Penn State University Promises To Erase Castro Quote After Anti-Communist Student Complains

The Democratic Party recently announced that it was launching a Florida-centric online ad campaign to promote President Joe Biden’s criticism of the Cuban regime amid street protests on the island pushing for reforms to the nation’s communist government.

Biden, long after Republicans embraced and promoted the protesters, called communism a “failed system.” The ads will reflect that. 

Better late than never. Democrats found themselves boxed in on Cuba because their staunchest allies, Black Lives Matter activists, stood behind the regime, and because most of their party, including on Capitol Hill, explicitly or tacitly supports the regime’s economic agenda.

But while Democrats hem and haw, the late Cuban strongman Fidel Castro’s legacy is being scrubbed from at least one part of the left-wing domain: a college campus.

In this case, Penn State University.

The conservative group Campus Reform reports that Penn State administrators have agreed to take down a quote by Castro from its Paul Robeson Cultural Center. 

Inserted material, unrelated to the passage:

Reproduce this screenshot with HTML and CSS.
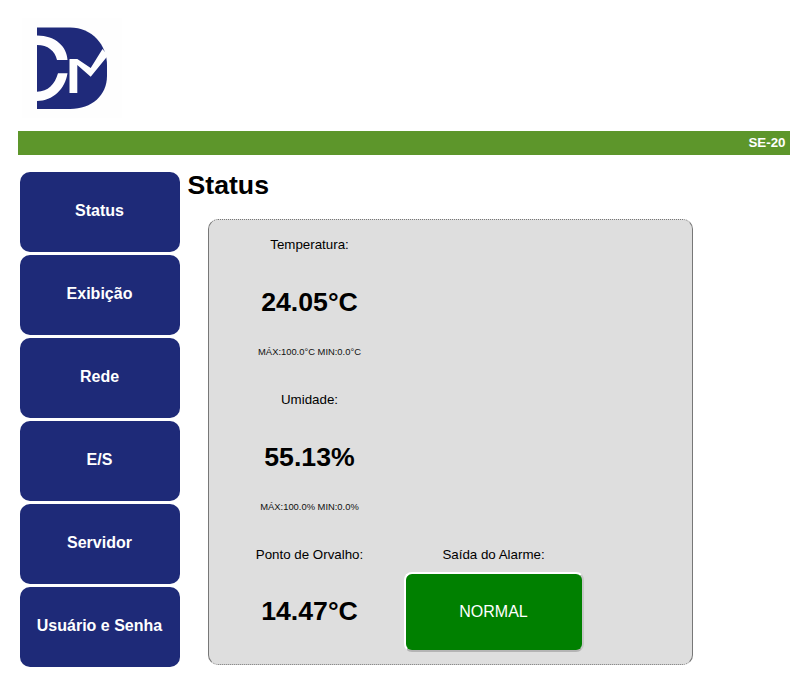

Robeson, by the way, was an actor, a singer, and an unabashed apologist for Soviet dictator Joseph Stalin. He once claimed that Soviet dissidents opposed to Stalin ought to be shot.

According to Campus Reform, the quote from Castro says, “The equal right of all citizens to health, education, work, food, security, culture, science, and wellbeing — that is, the same rights we proclaimed when we began our struggle, in addition to those which emerge from our dreams of justice and equality for all inhabitants of our world — is what I wish for all.”

But students began to demand that it be removed earlier this month as the protests in Cuba gained momentum.

The leader of the Penn State push, Erik Suarez, is from Venezuela. On social media, he criticized the “repression” being forced on the protesters.

The quote, he said, according to Campus Reform, “represents all the pain, suffering, and misery that my country [Venezuela] is going through. And to see this on a campus building and cultural center is deeply painful, especially because of my love for Penn State.”

Suarez asked university President Eric Barron to get rid of it. One day after Campus Reform picked up on the controversy, Suarez got an email from Frank Guadagnino, Penn State’s vice president for administration.

“The University agrees with the concerns you and others have expressed and the quote is being removed,” it said.